Poem Guide

W.S. Graham: “Dear Bryan Wynter”

How a poem brings language to loss and speaks to the dead.

BY Hannah Brooks-Motl

Originally Published: February 22, 2012
Black and white image of the poet W.S. Graham.
Copyright © the Estate of Michael Seward Snow, 2017.

Asked to list the key figures of 20th-century British poetry, even the most widely read of us might forget to include W.S. Graham. A Scottish poet who lived in Cornwall, England for over 40 years, Graham enjoyed a paradoxical relationship to literary fame as well. Though his books were published by Faber & Faber, Graham’s relative isolation and extreme poverty often left him bereft of an audience: a 15-year silence punctuated his career. On one end of that gap is The Nightfishing (1955), a book that showcases Graham’s earlier, more difficult phases, when he was disparaged as a “dazed disciple of Dylan Thomas.” Though the comparison is unfair, Graham’s early work does frequently include mouthfuls like this, from “Many Without Elegy”:

Saying ‘there’s my bleached-in-tears opponent
Prone on his brothering bolster in the week
Of love for unbandaged unsprayed-for men.’

This is difficult to both articulate and apprehend. But the collections that come after Graham’s 15-year publishing hiatus do herald a shift in focus—his later books were much less interested in big, burly words. What Graham allowed to shine through instead were the concerns central to all his work, early and late: the problems and possibilities of communication, as well as the ways language allows, develops—and complicates—relationships between people, and between people and poems.
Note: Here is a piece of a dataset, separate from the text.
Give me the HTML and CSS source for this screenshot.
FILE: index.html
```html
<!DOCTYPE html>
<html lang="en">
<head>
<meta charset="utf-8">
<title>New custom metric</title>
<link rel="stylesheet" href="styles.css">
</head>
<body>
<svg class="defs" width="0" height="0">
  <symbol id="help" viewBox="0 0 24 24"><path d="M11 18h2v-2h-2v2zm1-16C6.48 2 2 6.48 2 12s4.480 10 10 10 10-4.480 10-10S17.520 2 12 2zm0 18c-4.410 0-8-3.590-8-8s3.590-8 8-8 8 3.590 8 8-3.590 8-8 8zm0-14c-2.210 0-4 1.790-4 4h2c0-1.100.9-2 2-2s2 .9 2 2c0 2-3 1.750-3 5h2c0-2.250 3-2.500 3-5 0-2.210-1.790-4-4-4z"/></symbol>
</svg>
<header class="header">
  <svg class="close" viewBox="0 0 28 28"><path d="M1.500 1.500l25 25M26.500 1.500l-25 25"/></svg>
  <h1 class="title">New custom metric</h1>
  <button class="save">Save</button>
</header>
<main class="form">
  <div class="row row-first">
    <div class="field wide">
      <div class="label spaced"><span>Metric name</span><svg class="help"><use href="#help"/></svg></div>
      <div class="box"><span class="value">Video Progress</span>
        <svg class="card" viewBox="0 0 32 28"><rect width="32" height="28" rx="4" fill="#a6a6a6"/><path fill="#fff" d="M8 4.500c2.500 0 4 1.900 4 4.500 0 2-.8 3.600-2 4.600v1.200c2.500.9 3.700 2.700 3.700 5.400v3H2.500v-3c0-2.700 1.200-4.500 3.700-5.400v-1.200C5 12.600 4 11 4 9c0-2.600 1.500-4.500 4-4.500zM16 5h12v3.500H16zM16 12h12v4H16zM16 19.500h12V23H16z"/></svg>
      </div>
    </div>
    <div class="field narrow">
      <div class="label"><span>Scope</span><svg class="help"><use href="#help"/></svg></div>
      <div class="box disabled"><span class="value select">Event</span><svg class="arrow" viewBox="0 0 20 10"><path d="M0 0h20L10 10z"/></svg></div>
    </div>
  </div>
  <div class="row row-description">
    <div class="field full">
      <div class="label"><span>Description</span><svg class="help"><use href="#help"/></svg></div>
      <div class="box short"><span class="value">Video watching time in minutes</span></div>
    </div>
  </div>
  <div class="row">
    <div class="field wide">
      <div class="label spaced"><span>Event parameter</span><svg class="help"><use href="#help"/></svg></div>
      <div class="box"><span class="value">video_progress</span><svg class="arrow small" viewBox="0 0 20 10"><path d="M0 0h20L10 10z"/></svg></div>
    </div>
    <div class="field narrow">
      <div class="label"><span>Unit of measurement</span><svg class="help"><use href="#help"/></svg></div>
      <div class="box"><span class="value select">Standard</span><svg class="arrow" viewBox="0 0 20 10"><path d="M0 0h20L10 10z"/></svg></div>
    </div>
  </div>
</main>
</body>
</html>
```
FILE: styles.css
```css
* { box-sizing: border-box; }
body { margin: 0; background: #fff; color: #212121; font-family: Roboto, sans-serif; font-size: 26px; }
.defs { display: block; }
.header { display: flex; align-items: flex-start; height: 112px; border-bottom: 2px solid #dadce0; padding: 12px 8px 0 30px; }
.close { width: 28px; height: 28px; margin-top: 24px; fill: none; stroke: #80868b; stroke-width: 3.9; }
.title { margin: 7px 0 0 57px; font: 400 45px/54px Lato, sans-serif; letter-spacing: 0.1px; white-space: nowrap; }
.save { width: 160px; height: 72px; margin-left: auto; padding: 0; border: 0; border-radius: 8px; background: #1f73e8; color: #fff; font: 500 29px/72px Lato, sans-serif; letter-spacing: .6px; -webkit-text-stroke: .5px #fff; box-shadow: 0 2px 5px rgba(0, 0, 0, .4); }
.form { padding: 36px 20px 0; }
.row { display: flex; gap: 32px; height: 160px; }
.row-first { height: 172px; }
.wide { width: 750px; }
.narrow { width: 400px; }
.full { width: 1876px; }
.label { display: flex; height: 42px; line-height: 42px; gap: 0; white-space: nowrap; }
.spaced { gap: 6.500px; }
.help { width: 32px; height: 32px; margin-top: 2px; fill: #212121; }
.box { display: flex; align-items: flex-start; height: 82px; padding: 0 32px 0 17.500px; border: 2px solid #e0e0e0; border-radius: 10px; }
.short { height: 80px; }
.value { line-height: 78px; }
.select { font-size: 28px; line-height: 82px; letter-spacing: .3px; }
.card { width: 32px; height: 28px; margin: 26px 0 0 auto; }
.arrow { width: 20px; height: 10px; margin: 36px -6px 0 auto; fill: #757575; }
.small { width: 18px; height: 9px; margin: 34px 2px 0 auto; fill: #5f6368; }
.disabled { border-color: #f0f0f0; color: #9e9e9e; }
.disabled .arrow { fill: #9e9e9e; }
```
As Graham himself wrote in a letter to a friend, “Communication is what our lives are about. We must try. To be better or not doesn’t matter. Measurement is out of our reach. One only tries to send a message, a note, however inadequate from one aloneness to another.”

Graham wrote many letters in his life, though only a selection has been published as The Nightfisherman. His life in Cornwall was remote, his sense of “aloneness” acute. He never held a steady job, and his missives to friends are salted with requests for financial help. “How terrible to think I never get in touch with you but to ask for money,” he wrote to his friend Bryan Wynter, an artist, in 1971. “Can you please let us have £5?” Graham’s letters are full not just of talk about poetry but actual phrases of it. As the scholar Fiona Green has noted, “Graham’s poems and letters speak across to each other in several ways, one of which is simply that words sometimes travel between them.”
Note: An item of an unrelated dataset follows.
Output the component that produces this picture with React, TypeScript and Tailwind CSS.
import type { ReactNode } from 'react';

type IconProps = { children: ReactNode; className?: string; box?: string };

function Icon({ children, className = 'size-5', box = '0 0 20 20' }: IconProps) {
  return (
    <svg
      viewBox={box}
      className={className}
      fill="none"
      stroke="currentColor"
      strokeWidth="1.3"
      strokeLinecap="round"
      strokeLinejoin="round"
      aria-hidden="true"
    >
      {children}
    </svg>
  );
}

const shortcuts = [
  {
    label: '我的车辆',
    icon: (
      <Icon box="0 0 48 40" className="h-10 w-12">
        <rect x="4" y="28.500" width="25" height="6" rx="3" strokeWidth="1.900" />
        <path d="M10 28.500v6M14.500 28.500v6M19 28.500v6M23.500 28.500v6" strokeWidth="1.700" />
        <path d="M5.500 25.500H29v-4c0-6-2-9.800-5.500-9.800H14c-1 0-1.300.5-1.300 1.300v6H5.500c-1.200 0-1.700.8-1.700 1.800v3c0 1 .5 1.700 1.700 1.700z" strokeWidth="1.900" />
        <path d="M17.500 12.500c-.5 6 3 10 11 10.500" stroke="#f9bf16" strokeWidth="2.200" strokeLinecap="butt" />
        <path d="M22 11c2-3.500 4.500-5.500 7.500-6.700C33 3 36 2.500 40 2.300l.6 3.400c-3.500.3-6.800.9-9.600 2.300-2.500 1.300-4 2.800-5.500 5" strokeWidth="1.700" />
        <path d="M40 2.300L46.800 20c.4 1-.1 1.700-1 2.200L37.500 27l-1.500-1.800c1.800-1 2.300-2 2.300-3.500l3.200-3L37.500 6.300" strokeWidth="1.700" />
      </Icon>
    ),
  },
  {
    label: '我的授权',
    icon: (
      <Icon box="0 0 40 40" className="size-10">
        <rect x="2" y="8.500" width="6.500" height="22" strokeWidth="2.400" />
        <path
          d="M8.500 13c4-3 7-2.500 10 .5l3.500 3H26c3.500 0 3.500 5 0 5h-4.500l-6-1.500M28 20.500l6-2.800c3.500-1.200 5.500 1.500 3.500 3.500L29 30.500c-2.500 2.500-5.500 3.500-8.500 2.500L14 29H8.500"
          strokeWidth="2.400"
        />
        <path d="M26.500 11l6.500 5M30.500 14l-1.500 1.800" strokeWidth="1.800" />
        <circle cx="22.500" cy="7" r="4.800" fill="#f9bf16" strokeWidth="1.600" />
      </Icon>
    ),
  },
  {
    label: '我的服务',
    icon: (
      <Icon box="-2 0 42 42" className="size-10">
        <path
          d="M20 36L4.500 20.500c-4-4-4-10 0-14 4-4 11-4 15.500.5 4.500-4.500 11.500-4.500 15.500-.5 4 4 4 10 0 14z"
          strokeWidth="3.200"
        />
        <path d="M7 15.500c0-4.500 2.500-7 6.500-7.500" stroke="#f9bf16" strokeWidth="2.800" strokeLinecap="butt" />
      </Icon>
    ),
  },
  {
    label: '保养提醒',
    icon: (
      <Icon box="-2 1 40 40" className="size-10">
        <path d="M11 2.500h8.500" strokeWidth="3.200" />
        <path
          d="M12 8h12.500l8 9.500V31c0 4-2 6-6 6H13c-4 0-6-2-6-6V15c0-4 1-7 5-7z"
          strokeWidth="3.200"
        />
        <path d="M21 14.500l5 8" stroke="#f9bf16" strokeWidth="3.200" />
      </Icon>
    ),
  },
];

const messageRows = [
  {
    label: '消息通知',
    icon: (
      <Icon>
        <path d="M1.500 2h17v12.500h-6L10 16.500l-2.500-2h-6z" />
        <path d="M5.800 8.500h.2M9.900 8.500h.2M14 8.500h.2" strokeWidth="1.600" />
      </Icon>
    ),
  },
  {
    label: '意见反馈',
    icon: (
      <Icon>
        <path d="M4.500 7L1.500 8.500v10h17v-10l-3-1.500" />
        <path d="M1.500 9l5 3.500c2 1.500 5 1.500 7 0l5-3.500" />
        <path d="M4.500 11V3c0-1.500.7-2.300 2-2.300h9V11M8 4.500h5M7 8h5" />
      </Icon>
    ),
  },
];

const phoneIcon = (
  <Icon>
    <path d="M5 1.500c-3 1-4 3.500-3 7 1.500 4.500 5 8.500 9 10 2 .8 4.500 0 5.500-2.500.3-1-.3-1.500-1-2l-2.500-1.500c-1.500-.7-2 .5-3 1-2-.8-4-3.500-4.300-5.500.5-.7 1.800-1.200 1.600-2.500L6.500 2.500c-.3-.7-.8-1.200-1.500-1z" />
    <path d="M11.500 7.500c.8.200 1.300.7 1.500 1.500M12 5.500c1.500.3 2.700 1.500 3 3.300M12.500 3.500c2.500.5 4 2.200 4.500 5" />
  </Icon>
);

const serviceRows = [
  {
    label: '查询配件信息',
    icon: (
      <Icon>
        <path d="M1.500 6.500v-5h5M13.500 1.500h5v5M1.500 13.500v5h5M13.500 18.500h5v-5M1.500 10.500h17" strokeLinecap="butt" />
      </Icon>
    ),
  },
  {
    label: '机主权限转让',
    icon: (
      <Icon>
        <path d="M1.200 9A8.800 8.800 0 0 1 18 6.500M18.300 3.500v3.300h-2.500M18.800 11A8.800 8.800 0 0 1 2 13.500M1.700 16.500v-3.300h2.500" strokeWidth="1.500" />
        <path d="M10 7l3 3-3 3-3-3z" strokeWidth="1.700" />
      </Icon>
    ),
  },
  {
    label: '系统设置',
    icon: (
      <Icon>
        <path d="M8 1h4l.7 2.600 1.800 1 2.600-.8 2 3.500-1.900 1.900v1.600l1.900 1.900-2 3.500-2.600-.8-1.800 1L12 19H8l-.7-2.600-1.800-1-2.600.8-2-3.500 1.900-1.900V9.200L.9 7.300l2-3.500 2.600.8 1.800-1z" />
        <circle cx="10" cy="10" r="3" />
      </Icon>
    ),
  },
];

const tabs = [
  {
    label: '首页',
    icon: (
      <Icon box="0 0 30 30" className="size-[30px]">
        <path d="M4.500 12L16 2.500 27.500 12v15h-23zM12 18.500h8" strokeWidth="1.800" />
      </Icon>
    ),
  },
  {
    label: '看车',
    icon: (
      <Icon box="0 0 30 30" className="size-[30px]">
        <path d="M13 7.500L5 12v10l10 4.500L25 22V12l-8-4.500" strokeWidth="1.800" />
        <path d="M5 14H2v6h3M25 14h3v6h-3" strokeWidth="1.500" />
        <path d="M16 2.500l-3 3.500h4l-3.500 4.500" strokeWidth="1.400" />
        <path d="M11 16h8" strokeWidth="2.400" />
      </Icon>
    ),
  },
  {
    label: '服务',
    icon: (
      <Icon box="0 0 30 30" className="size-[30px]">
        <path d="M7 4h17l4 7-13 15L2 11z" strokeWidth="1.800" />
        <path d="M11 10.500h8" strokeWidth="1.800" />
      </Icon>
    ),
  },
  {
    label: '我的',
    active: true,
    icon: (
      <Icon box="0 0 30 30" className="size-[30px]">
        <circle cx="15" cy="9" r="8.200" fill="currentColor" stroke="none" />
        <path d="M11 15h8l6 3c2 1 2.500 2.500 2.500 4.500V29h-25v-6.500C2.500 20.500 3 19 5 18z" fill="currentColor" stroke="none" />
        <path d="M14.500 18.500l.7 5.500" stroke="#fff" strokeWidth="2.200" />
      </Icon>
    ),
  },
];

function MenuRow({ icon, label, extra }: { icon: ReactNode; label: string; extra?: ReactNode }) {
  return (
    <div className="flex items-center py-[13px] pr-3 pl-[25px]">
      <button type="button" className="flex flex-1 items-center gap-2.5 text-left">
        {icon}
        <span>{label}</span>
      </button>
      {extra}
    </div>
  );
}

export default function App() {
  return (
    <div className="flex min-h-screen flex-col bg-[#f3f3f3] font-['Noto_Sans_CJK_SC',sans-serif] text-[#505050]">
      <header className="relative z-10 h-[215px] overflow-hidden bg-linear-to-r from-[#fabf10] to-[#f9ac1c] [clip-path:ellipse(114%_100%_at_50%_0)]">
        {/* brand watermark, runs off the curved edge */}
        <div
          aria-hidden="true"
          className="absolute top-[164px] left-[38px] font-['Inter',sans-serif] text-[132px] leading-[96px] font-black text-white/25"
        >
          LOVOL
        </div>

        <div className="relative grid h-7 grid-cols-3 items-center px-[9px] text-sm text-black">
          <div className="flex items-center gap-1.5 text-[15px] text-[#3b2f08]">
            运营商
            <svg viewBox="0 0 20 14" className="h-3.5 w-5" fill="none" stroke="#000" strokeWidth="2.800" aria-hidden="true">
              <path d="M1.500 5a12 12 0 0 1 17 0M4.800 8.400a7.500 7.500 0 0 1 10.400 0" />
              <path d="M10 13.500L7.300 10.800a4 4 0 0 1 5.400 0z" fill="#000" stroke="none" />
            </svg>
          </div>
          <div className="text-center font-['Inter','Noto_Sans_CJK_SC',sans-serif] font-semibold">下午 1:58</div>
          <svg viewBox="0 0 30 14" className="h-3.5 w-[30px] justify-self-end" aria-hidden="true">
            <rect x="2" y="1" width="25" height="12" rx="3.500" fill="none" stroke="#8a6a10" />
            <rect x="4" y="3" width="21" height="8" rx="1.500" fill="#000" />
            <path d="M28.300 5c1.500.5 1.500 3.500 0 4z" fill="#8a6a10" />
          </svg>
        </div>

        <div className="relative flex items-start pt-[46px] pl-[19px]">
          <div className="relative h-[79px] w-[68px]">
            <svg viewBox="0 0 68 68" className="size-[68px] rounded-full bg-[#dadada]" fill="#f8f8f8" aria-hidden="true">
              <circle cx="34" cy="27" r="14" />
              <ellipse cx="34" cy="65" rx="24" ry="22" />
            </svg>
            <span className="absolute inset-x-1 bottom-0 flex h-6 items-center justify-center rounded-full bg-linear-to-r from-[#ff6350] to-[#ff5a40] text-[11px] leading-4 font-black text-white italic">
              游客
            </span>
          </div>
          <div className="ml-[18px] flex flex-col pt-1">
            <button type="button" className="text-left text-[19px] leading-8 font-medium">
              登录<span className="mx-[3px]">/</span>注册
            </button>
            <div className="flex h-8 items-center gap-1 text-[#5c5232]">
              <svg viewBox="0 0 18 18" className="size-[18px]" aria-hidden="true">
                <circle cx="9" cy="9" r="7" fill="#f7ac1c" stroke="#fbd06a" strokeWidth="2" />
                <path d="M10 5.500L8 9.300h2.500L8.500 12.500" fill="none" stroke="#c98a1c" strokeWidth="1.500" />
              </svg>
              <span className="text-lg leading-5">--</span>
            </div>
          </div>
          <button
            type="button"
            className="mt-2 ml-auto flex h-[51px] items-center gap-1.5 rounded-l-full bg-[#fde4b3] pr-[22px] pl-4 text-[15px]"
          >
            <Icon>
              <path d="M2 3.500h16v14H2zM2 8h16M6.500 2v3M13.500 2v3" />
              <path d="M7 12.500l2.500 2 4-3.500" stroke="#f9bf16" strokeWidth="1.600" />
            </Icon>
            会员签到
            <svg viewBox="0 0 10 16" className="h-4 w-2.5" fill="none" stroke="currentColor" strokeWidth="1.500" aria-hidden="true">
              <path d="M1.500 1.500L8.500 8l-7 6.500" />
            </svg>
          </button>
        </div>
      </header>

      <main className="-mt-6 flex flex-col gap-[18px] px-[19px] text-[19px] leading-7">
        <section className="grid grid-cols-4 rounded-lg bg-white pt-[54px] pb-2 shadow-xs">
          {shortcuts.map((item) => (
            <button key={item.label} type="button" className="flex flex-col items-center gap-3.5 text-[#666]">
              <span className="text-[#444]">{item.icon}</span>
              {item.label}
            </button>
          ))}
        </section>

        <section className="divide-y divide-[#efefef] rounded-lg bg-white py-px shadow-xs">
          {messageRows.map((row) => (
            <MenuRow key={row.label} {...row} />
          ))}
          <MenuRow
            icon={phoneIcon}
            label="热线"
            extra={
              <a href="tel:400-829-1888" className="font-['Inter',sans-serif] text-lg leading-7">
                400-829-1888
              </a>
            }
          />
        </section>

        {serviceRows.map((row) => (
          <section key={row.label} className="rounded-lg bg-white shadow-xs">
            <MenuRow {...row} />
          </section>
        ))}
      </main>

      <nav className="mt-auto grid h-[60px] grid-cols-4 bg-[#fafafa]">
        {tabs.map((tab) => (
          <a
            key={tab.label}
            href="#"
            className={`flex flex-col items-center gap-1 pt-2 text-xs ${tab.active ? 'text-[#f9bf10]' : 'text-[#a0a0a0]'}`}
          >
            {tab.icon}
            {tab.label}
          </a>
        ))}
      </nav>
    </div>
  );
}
Graham wrote letters with poems in them, but his poems often mimicked letters as well. Even his earliest books include titles such as “1st Letter” and “A Letter More Likely to Myself.” His epistolary poetry speaks to his concern with communication. After all, we write letters (or e-mails or texts) to people who are not with us, relying on language to communicate the information we want to to relay, but we also depend on language to embody our sense of longing, to convey the loss we feel without that person, to that person. Graham’s letter-poem “Dear Bryan Wynter” is at once elegy and letter, written to a dear friend who had recently died.

Graham lived among artists in Cornwall, and his work reflects their influence to varying degrees. He befriended avant-garde and abstract expressionist painters such as Wynter, Roger Hilton, and Ben Nicolson; his interest in “work in which abstract and figurative meet” is partially due to their influence, according to critic Ralph Pite. “Dear Bryan Wynter” is both elegy and letter, but it’s also a meditation on language and image, on what can be seen and said to someone who is absent and what might be imagined in the space of that loss.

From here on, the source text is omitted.